Find and copy lines holding "React".

══ Data section

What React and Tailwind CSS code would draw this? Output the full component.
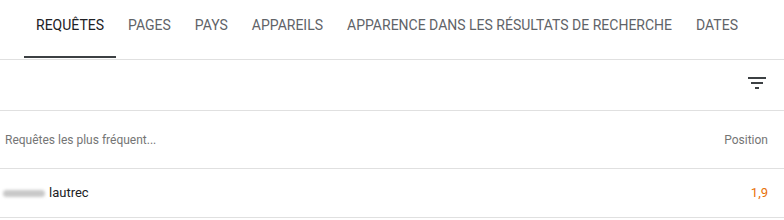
import React from 'react';

const TABS = ['Requêtes', 'Pages', 'Pays', 'Appareils', 'Apparence dans les résultats de recherche', 'Dates'];

export default function App() {
  return (
    <div className="w-[784px] h-[220px] bg-white overflow-hidden" style={{ fontFamily: 'Roboto, "Liberation Sans", sans-serif' }}>
      <div className="flex h-[60px] pl-6 border-b border-[#e0e0e0]">
        {TABS.map((t, i) => (
          <div
            key={t}
            className={`relative flex items-center px-3 pb-[8px] text-[14px] uppercase ${i === 0 ? 'text-[#202124]' : 'text-[#5f6368]'}`}
          >
            {t}
            {i === 0 && <span className="absolute left-0 right-0 bottom-[1px] h-[2px] bg-[#3c4043]" />}
          </div>
        ))}
      </div>
      <div className="flex h-[51px] items-center justify-end pr-[15px] border-b border-[#e0e0e0]">
        <svg width="24" height="24" viewBox="0 0 24 24" className="mt-[-4px]">
          <path d="M10 18h4v-2h-4v2zM3 6v2h18V6H3zm3 7h12v-2H6v2z" fill="#3c4043" />
        </svg>
      </div>
      <div className="flex h-[58px] items-center justify-between pl-[5px] pr-[16px] border-b border-[#e0e0e0] text-[12px] text-[#757575]">
        <span>Requêtes les plus fréquent...</span>
        <span>Position</span>
      </div>
      <div className="flex h-[49px] items-center justify-between pl-[3px] pr-[16px] border-b border-[#e0e0e0] text-[13px]">
        <span className="flex items-center gap-[4px] text-[#202124]">
          <span className="inline-block w-[42px] h-[7px] rounded-full bg-[#c8c8c8] blur-[1.5px]" />
          lautrec
        </span>
        <span className="text-[#e8710a]">1,9</span>
      </div>
    </div>
  );
}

════

Correct answer.
What React and Tailwind CSS code would draw this? Output the full component.
import React from 'react';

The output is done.